Le mot Ubuntu est souvent lié au proverbe «Umuntu ngumuntu ngabantu», qui veut dire «Je suis ce que je suis parce que vous êtes ce que vous êtes», ou d'une manière plus littérale «Je suis ce que je suis grâce à ce que nous sommes tous». L’idée est donc qu’il existe entre les êtres humains une relation particulière qui nous permet de construire notre identité au sein du groupe dans lequel nous évoluons, et cette relation est basée sur la réciprocité et le partage.
Desmond Tutu, un autre prix Nobel de la paix sud-africain, considère d'ailleurs que l’Ubuntu est ce qui caractérise les grands leaders : «Ils sont ouverts d’esprit. Ils sont disponibles pour les autres. Ils leur sont même dévoués. Ils n’ont pas peur des agissements des autres, car ils savent que, nous tous, nous faisons partie de quelque chose de plus grand que nous. Et inversement, ils sont meurtris lorsqu’autrui est oppressé ou torturé», estime-t-il.
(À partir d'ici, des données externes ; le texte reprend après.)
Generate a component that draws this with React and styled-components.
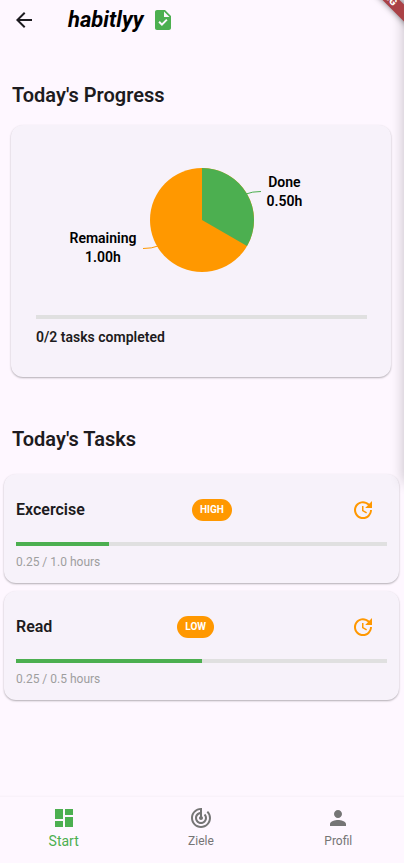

C'est durant son long séjour à la prison de Robben Island que Nelson Mandela s'est véritablement éveillé à l'Ubuntu. Il a séjourné là durant 18 de ses 27 années d'emprisonnement, enfermé dans une minuscule cellule aux barreaux blancs et condamné aux travaux forcés dans une carrière de chaux. «Le temps, pour moi, de découvrir qu'il y a en chacun de nous une étincelle d'humanité qui ne demande qu'à sortir au grand jour», a-t-il confié dans son autobiographie.
En prison, il a fait l'admiration des autres détenus, en combattant fermement toute atteinte à sa dignité. Amhed Katrada, l'un de ses codétenus, raconte ainsi qu'il refusait d'appeler les gardiens par le terme baas (patron, en afrikaan), comme ceux-ci l'exigeaient pourtant. Mais surtout, il a eu l'intelligence de chercher à comprendre pourquoi les Afrikaners – en particulier ses gardiens – se comportaient aussi brutalement envers les autres. Il était ouvert au dialogue, à la discussion, alors que d'autres prisonniers membres de l'ANC comme lui refusaient de leur parler, et même de les regarder. Et il a découvert que l'explication était toute simple : la peur.
Oui, les Afrikaners avaient peur de perdre le pouvoir et de ce qu'une majorité noire pourrait leur faire si les Blancs devenaient politiquement minoritaires en Afrique du Sud. Cette peur les poussait à commettre l'innommable, à pratiquer la plus féroce des ségrégations raciales, l'apartheid. Et il en est logiquement arrivé à la conclusion que si l'on voulait que les choses changent au mieux dans ce pays, il fallait combattre cette peur.